If you have the apply(delta) API then the distinct will work fine (but will not handle the primary keys).

ryzhyk commented 3 years ago

The problem with your proposal about indicating which updates fail is that the updates actually don't commute. So skipping some will give a completely different semantics to the update set.

It is up to the user to rollback a transaction after a failed update.

mihaibudiu commented 3 years ago

If all failed transactions are supposed to be rolled back, why not do it automatically?

ryzhyk commented 3 years ago

If you have the apply(delta) API then the distinct will work fine (but will not handle the primary keys).

Not sure I understand. How will apply(delta) solve the insert->insert->delete problem. Maybe I don't understand what apply(delta) means.

mihaibudiu commented 3 years ago

And if they are not supposed to be rolled back, the state of the DB after failed transaction should be clearly defined.

ryzhyk commented 3 years ago

If all failed transactions are supposed to be rolled back, why not do it automatically?

They are not. It's up to the client. And yes, the state needs to be clearly defined.

mihaibudiu commented 3 years ago

If you have the apply(delta) API then the distinct will work fine (but will not handle the primary keys).

Not sure I understand. How will apply(delta) solve the insert->insert->delete problem.
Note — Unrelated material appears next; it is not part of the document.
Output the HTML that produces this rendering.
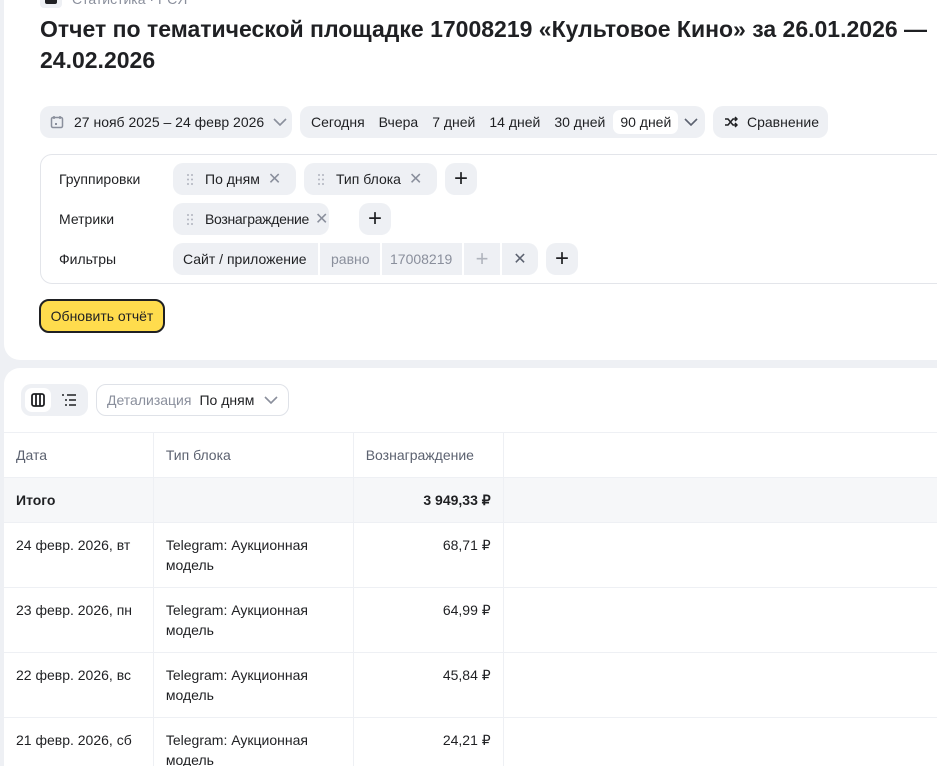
<!DOCTYPE html>
<html><head><meta charset="utf-8"><style>
*{box-sizing:border-box;margin:0;padding:0}
html,body{width:937px;height:766px;overflow:hidden}
body{background:#eef0f4;font-family:"Liberation Sans",sans-serif;color:#1f2023;position:relative;font-size:14px}
.p1{position:absolute;left:4px;top:0;width:960px;height:360px;background:#fff;border-radius:0 0 0 16px}
.p2{position:absolute;left:4px;top:368px;width:960px;height:420px;background:#fff;border-radius:16px 0 0 0;overflow:hidden}
.abs{position:absolute}
.pill{position:absolute;height:32px;background:#eef0f4;border-radius:10px;display:flex;align-items:center;font-size:14px;white-space:nowrap}
.g{color:#8a8f9c}
.x{color:#8a8f9c;font-size:16px}
table{border-collapse:collapse;position:absolute;left:-1px;top:64px;font-size:14px}
td{border:1px solid #eef0f4;vertical-align:top;padding:12px 12px;line-height:20px}
tr.h td{color:#5c6270;height:45px;vertical-align:middle}
tr.t td{background:#f6f7f9;font-weight:bold;height:45px;vertical-align:middle}
tr.r td{height:65px}
.num{text-align:right}
</style></head><body>
<div class="p1">
 <div class="abs" style="left:36px;top:-10px;width:22px;height:18px;background:#eef0f4;border-radius:4px"><div style="position:absolute;left:5px;top:4px;width:12px;height:10px;background:#1f2023;border-radius:2px"></div></div>
 <div class="abs g" style="left:68px;top:-9px;font-size:14px">Статистика · РСЯ</div>
 <div class="abs" style="left:36px;top:14px;font-size:23px;font-weight:bold;line-height:31px;width:900px">Отчет по тематической площадке 17008219 «Культовое Кино» за 26.01.2026 —<br>24.02.2026</div>
 <div class="pill" style="left:36px;top:106px;width:252px;padding-left:10px">
  <svg width="14" height="14" viewBox="0 0 14 14" fill="none" stroke="#8a8f9c" stroke-width="1.5"><rect x="1.5" y="2.5" width="11" height="10" rx="1.5"/><path d="M4 1v3M10 1v3"/><rect x="5" y="8" width="2" height="2" fill="#8a8f9c" stroke="none"/></svg>
  <span style="margin-left:10px">27 нояб 2025 – 24 февр 2026</span>
  <svg style="margin-left:9px" width="14" height="8" viewBox="0 0 14 8" fill="none" stroke="#8a8f9c" stroke-width="1.6"><path d="M1 1l6 6 6-6"/></svg>
 </div>
 <div class="pill" style="left:296px;top:106px;width:405px">
  <span style="margin-left:11px">Сегодня</span><span style="margin-left:14px">Вчера</span><span style="margin-left:14px">7 дней</span><span style="margin-left:14px">14 дней</span><span style="margin-left:14px">30 дней</span>
  <span style="margin-left:8px;background:#fff;border-radius:7px;padding:4px 7px">90 дней</span>
  <svg style="margin-left:6px" width="14" height="8" viewBox="0 0 14 8" fill="none" stroke="#5c6270" stroke-width="1.6"><path d="M1 1l6 6 6-6"/></svg>
 </div>
 <div class="pill" style="left:709px;top:106px;width:115px;padding-left:12px">
  <svg width="13" height="12" viewBox="0 0 13 12" fill="none" stroke="#1f2023" stroke-width="1.5"><path d="M0 3h3l5 6h4M0 9h3l5-6h4M10 1l2 2-2 2M10 7l2 2-2 2"/></svg>
  <span style="margin-left:9px">Сравнение</span>
 </div>
 <div class="abs" style="left:36px;top:154px;width:920px;height:130px;border:1px solid #e3e5ea;border-radius:12px"></div>
 <div class="abs" style="left:55px;top:171px">Группировки</div>
 <div class="abs" style="left:55px;top:211px">Метрики</div>
 <div class="abs" style="left:55px;top:251px">Фильтры</div>
 <div class="pill" style="left:169px;top:163px;width:123px;padding-left:14px"><svg width="6" height="11" viewBox="0 0 6 11" fill="#b0b4bd"><circle cx="1" cy="1" r="1"/><circle cx="5" cy="1" r="1"/><circle cx="1" cy="5.5" r="1"/><circle cx="5" cy="5.5" r="1"/><circle cx="1" cy="10" r="1"/><circle cx="5" cy="10" r="1"/></svg><span style="margin-left:12px">По дням</span><span class="x" style="margin-left:8px">✕</span></div>
 <div class="pill" style="left:300px;top:163px;width:133px;padding-left:14px"><svg width="6" height="11" viewBox="0 0 6 11" fill="#b0b4bd"><circle cx="1" cy="1" r="1"/><circle cx="5" cy="1" r="1"/><circle cx="1" cy="5.5" r="1"/><circle cx="5" cy="5.5" r="1"/><circle cx="1" cy="10" r="1"/><circle cx="5" cy="10" r="1"/></svg><span style="margin-left:12px">Тип блока</span><span class="x" style="margin-left:8px">✕</span></div>
 <div class="pill" style="left:441px;top:163px;width:32px;justify-content:center;font-size:24px">+</div>
 <div class="pill" style="left:169px;top:203px;width:156px;padding-left:14px"><svg width="6" height="11" viewBox="0 0 6 11" fill="#b0b4bd"><circle cx="1" cy="1" r="1"/><circle cx="5" cy="1" r="1"/><circle cx="1" cy="5.5" r="1"/><circle cx="5" cy="5.5" r="1"/><circle cx="1" cy="10" r="1"/><circle cx="5" cy="10" r="1"/></svg><span style="margin-left:12px;letter-spacing:-0.3px">Вознаграждение</span><span class="x" style="margin-left:6px">✕</span></div>
 <div class="pill" style="left:355px;top:203px;width:32px;justify-content:center;font-size:24px">+</div>
 <div class="pill" style="left:169px;top:243px;width:145px;border-radius:10px 0 0 10px;padding-left:10px">Сайт / приложение</div>
 <div class="pill g" style="left:316px;top:243px;width:60px;border-radius:0;padding-left:11px">равно</div>
 <div class="pill g" style="left:378px;top:243px;width:80px;border-radius:0;padding-left:8px">17008219</div>
 <div class="pill g" style="left:460px;top:243px;width:36px;border-radius:0;justify-content:center;font-size:22px;color:#b0b4bd">+</div>
 <div class="pill" style="left:498px;top:243px;width:36px;border-radius:0 10px 10px 0;justify-content:center;font-size:16px;color:#5c6270">✕</div>
 <div class="pill" style="left:542px;top:243px;width:32px;justify-content:center;font-size:24px">+</div>
 <div class="abs" style="left:35px;top:299px;width:126px;height:34px;background:#ffdc4d;border:2px solid #1f2023;border-radius:10px;display:flex;align-items:center;justify-content:center;font-size:14px">Обновить отчёт</div>
</div>
<div class="p2">
 <div class="abs" style="left:17px;top:16px;width:67px;height:32px;background:#eef0f4;border-radius:10px"></div>
 <div class="abs" style="left:21px;top:20px;width:26px;height:24px;background:#fff;border-radius:7px"></div>
 <svg class="abs" style="left:27px;top:25px" width="14" height="14" viewBox="0 0 14 14" fill="none" stroke="#1f2023" stroke-width="1.8"><rect x="1" y="1" width="12" height="12" rx="2"/><path d="M5 1v12M9 1v12"/></svg>
 <svg class="abs" style="left:57px;top:26px" width="16" height="12" viewBox="0 0 16 12" stroke="#1f2023" stroke-width="1.6"><path d="M1 1h2M6 1h9M4 6h2M8 6h7M4 11h2M8 11h7"/></svg>
 <div class="abs" style="left:92px;top:16px;width:193px;height:32px;border:1px solid #dfe2e8;border-radius:10px;display:flex;align-items:center;padding-left:10px"><span class="g">Детализация</span><span style="margin-left:8px">По дням</span><svg style="margin-left:10px" width="14" height="8" viewBox="0 0 14 8" fill="none" stroke="#8a8f9c" stroke-width="1.6"><path d="M1 1l6 6 6-6"/></svg></div>
 <table>
  <colgroup><col style="width:150px"><col style="width:200px"><col style="width:150px"><col style="width:460px"></colgroup>
  <tr class="h"><td>Дата</td><td>Тип блока</td><td>Вознаграждение</td><td></td></tr>
  <tr class="t"><td>Итого</td><td></td><td class="num">3 949,33 ₽</td><td></td></tr>
  <tr class="r"><td>24 февр. 2026, вт</td><td>Telegram: Аукционная модель</td><td class="num">68,71 ₽</td><td></td></tr>
  <tr class="r"><td>23 февр. 2026, пн</td><td>Telegram: Аукционная модель</td><td class="num">64,99 ₽</td><td></td></tr>
  <tr class="r"><td>22 февр. 2026, вс</td><td>Telegram: Аукционная модель</td><td class="num">45,84 ₽</td><td></td></tr>
  <tr class="r"><td>21 февр. 2026, сб</td><td>Telegram: Аукционная модель</td><td class="num">24,21 ₽</td><td></td></tr>
 </table>
</div>
</body></html>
Maybe I don't understand what apply(delta) means.

By essentially defining the semantics of an update in this way: take a delta, add it to the input table, and apply a distinct. It is not a traditional DB view, but it is clear.

ryzhyk commented 3 years ago

If you have the apply(delta) API then the distinct will work fine (but will not handle the primary keys).

Not sure I understand. How will apply(delta) solve the insert->insert->delete problem. Maybe I don't understand what apply(delta) means.

By essentially defining the semantics of an update in this way: take a delta, add it to the input table, and apply a distinct. It is not a traditional DB view, but it is clear.

I see. This still doesn't solve the insert->insert->delete problem though if each operation happens in a separate transaction.

Kixiron commented 3 years ago

We could draw inspiration from Materialize, the way that it handles internal or user-produced errors is by producing parallel error tables (read: relations) for outputs, allowing it to incrementally process errors (and to incrementally fix them as well). The basic structure is that one relation is filled with Ok values and one with Errs, if the Err table is non-empty then the Ok table has an indeterminate value. Ideally this could also allow for rollback to happen if engineered correctly and it should automatically address insert->insert->delete since it'd maintain weights like DD does normally

ryzhyk commented 3 years ago

Yeah, status tables are a nice way to report errors incrementally, especially if we want to support a larger class of consistency constraints.

The problem with insert->insert->delete though is that we don't want to maintain weights in the normal way. Clients that rely on the upsert semantics expect the second insert to be a no-op, so that the last delete destroys the record. This fundamentally requires keeping a snapshot of the input tables, and DD's upsert operator should do this reasonably efficiently.

mihaibudiu commented 3 years ago

Reading this paper:

  author =   {McSherry, Frank and Lattuada, Andrea and
                  Schwarzkopf, Malte and Roscoe, Timothy},
  title =    {Shared Arrangements: Practical Inter-Query Sharing
                  for Streaming Dataflows},
  url =      {http://www.vldb.org/pvldb/vol13/p1793-mcsherry.pdf},

suggests an interesting solution: shared arrangements for all inputs. This could be a compilation option. This solution could provide several benefits:

In this model a DDlog computation is really a two-stage process: input arrangements followed by the actual dataflow graph. The input arrangements have a rich API on both sides: to the outside to perform transactions, and to the inside to supply deltas and to replay data. The dataflow graph inside has a simple API, where everything is a delta.

Kixiron commented 3 years ago

That's pretty much what the upsert stuff that Leon's talking about is

mihaibudiu commented 3 years ago

I thought about this more and I hope I have a design. It's not final, but I hope it clarifies some dimensions. I will write a document about it.